Short task: Go through the data and copy every line exactly, but not the images.

····················

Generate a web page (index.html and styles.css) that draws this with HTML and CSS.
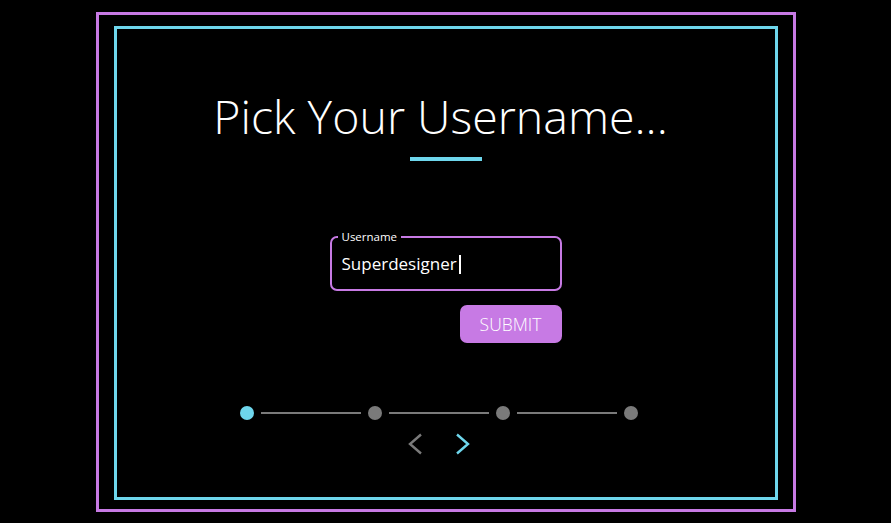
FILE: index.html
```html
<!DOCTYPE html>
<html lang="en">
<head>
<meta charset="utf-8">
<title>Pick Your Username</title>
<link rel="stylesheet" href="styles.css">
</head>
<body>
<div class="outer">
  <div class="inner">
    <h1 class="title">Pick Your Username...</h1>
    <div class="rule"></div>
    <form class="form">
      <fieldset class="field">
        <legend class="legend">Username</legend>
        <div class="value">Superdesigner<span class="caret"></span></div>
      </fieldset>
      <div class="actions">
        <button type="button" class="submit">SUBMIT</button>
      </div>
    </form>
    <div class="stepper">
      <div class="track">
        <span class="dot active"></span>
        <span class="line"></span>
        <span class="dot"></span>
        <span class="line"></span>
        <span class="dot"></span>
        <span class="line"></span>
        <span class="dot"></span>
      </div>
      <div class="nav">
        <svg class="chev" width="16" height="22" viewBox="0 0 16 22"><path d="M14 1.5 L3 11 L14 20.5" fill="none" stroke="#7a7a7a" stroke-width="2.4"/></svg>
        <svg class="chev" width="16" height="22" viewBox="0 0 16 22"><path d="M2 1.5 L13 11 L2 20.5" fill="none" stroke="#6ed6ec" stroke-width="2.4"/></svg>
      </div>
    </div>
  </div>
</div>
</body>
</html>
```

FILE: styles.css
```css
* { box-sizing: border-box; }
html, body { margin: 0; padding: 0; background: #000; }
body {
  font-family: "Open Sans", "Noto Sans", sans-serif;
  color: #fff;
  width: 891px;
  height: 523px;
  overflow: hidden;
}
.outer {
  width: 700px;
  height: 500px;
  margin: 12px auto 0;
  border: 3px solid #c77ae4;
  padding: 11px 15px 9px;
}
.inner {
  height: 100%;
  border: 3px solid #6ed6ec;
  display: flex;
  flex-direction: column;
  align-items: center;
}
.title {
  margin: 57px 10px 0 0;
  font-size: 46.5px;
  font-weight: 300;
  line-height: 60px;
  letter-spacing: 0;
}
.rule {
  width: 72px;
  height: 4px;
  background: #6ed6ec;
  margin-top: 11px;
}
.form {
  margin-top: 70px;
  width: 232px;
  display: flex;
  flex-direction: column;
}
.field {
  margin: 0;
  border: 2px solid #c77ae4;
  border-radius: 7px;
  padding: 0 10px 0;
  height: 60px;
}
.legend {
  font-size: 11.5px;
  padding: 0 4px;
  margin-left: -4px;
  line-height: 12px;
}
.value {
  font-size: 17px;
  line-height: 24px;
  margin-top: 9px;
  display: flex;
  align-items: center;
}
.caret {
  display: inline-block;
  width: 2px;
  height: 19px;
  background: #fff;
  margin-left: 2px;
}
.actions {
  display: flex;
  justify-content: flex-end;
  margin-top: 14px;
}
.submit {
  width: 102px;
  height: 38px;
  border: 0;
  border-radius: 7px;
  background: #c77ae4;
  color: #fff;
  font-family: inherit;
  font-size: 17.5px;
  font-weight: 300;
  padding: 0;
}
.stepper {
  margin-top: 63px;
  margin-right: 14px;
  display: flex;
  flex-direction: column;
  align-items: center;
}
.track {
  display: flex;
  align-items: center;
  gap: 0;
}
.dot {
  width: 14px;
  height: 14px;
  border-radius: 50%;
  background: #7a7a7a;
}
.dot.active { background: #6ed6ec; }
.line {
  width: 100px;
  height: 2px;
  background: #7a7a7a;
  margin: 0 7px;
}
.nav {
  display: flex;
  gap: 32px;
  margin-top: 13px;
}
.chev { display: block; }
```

····················

Solution for this exercise:
Generate a web page (index.html and styles.css) that draws this with HTML and CSS.
FILE: index.html
```html
<!DOCTYPE html>
<html lang="en">
<head>
<meta charset="utf-8">
<title>Pick Your Username</title>
<link rel="stylesheet" href="styles.css">
</head>
<body>
<div class="outer">
  <div class="inner">
    <h1 class="title">Pick Your Username...</h1>
    <div class="rule"></div>
    <form class="form">
      <fieldset class="field">
        <legend class="legend">Username</legend>
        <div class="value">Superdesigner<span class="caret"></span></div>
      </fieldset>
      <div class="actions">
        <button type="button" class="submit">SUBMIT</button>
      </div>
    </form>
    <div class="stepper">
      <div class="track">
        <span class="dot active"></span>
        <span class="line"></span>
        <span class="dot"></span>
        <span class="line"></span>
        <span class="dot"></span>
        <span class="line"></span>
        <span class="dot"></span>
      </div>
      <div class="nav">
        <svg class="chev" width="16" height="22" viewBox="0 0 16 22"><path d="M14 1.5 L3 11 L14 20.5" fill="none" stroke="#7a7a7a" stroke-width="2.4"/></svg>
        <svg class="chev" width="16" height="22" viewBox="0 0 16 22"><path d="M2 1.5 L13 11 L2 20.5" fill="none" stroke="#6ed6ec" stroke-width="2.4"/></svg>
      </div>
    </div>
  </div>
</div>
</body>
</html>
```

FILE: styles.css
```css
* { box-sizing: border-box; }
html, body { margin: 0; padding: 0; background: #000; }
body {
  font-family: "Open Sans", "Noto Sans", sans-serif;
  color: #fff;
  width: 891px;
  height: 523px;
  overflow: hidden;
}
.outer {
  width: 700px;
  height: 500px;
  margin: 12px auto 0;
  border: 3px solid #c77ae4;
  padding: 11px 15px 9px;
}
.inner {
  height: 100%;
  border: 3px solid #6ed6ec;
  display: flex;
  flex-direction: column;
  align-items: center;
}
.title {
  margin: 57px 10px 0 0;
  font-size: 46.5px;
  font-weight: 300;
  line-height: 60px;
  letter-spacing: 0;
}
.rule {
  width: 72px;
  height: 4px;
  background: #6ed6ec;
  margin-top: 11px;
}
.form {
  margin-top: 70px;
  width: 232px;
  display: flex;
  flex-direction: column;
}
.field {
  margin: 0;
  border: 2px solid #c77ae4;
  border-radius: 7px;
  padding: 0 10px 0;
  height: 60px;
}
.legend {
  font-size: 11.5px;
  padding: 0 4px;
  margin-left: -4px;
  line-height: 12px;
}
.value {
  font-size: 17px;
  line-height: 24px;
  margin-top: 9px;
  display: flex;
  align-items: center;
}
.caret {
  display: inline-block;
  width: 2px;
  height: 19px;
  background: #fff;
  margin-left: 2px;
}
.actions {
  display: flex;
  justify-content: flex-end;
  margin-top: 14px;
}
.submit {
  width: 102px;
  height: 38px;
  border: 0;
  border-radius: 7px;
  background: #c77ae4;
  color: #fff;
  font-family: inherit;
  font-size: 17.5px;
  font-weight: 300;
  padding: 0;
}
.stepper {
  margin-top: 63px;
  margin-right: 14px;
  display: flex;
  flex-direction: column;
  align-items: center;
}
.track {
  display: flex;
  align-items: center;
  gap: 0;
}
.dot {
  width: 14px;
  height: 14px;
  border-radius: 50%;
  background: #7a7a7a;
}
.dot.active { background: #6ed6ec; }
.line {
  width: 100px;
  height: 2px;
  background: #7a7a7a;
  margin: 0 7px;
}
.nav {
  display: flex;
  gap: 32px;
  margin-top: 13px;
}
.chev { display: block; }
```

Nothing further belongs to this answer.